In a release announced late Wednesday, Moody's said:
Capital markets firms are confronting evolving challenges, such as more fragile funding conditions, wider credit spreads, increased regulatory burdens and more difficult operating conditions. These difficulties, together with inherent vulnerabilities such as confidence-sensitivity, interconnectedness, and opacity of risk, have diminished the longer term profitability and growth prospects of these firms.
Many of the banks on Moody's list, including Bank of America, are systemically important global financial institutions, essentially those that are too big to fail. For that reason, the current review and possible downgrade doesn't necessarily pose a big risk to these banks or their fundamentals.

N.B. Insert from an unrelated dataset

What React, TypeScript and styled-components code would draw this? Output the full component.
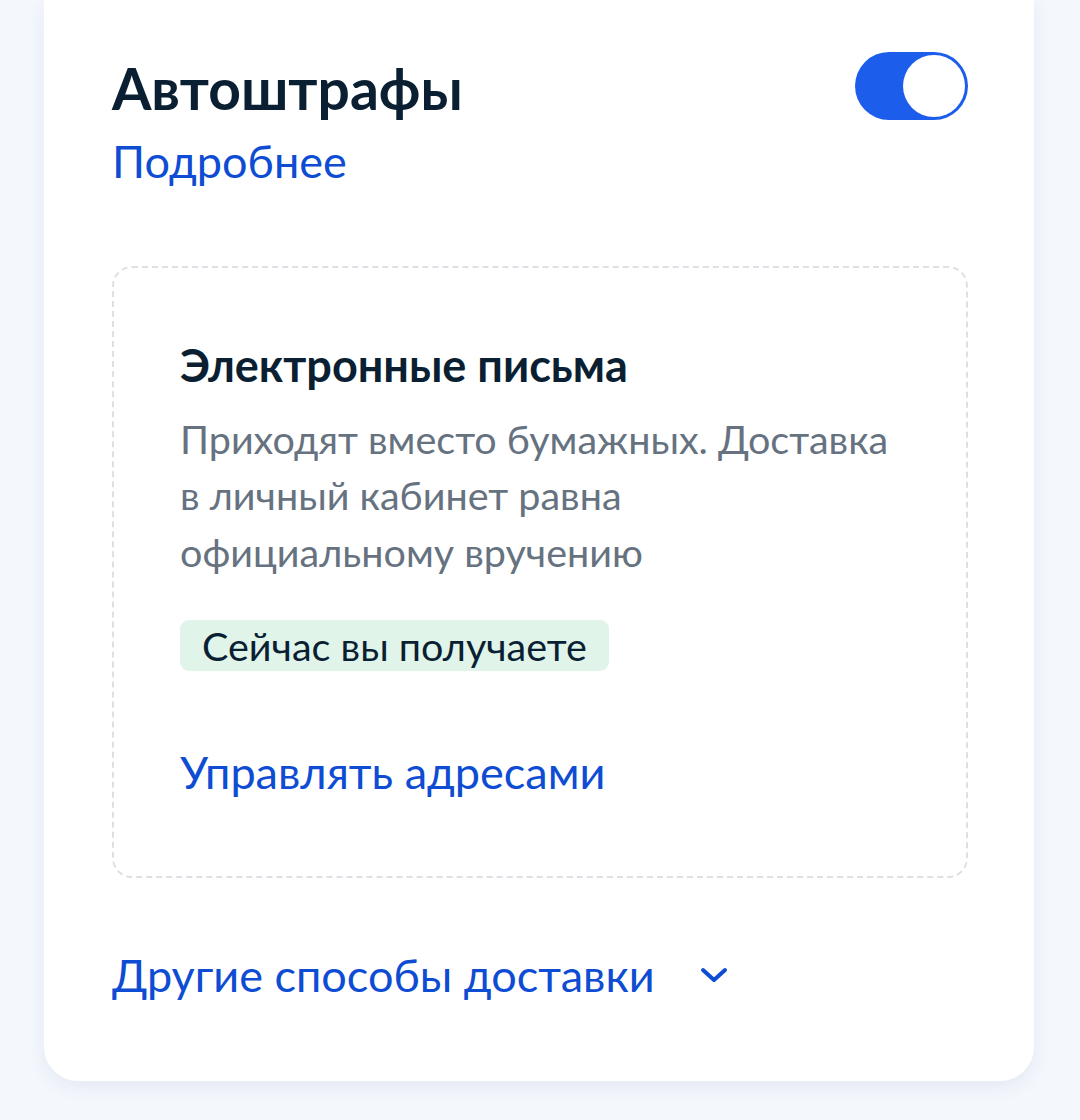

Bank stocks are highly dependent on the housing market, the domestic economy, and the international landscape. On that front, the Labor Department said jobless claims fell by 13,000 to a seasonally adjusted 348,000 last week, the lowest since March 2008, when the U.S. was in the early stages of a recession.
Moreover, the Census Bureau and the Department of Housing and Urban Development also announced housing starts for January rose 1.5% to a seasonally adjusted annual rate of 699,000.
As evident by Thursday's rally, investors did not pay attention to Moody's warning and instead chose to act on Greek bailout hopes and positive U.S. economic data on jobs and housing.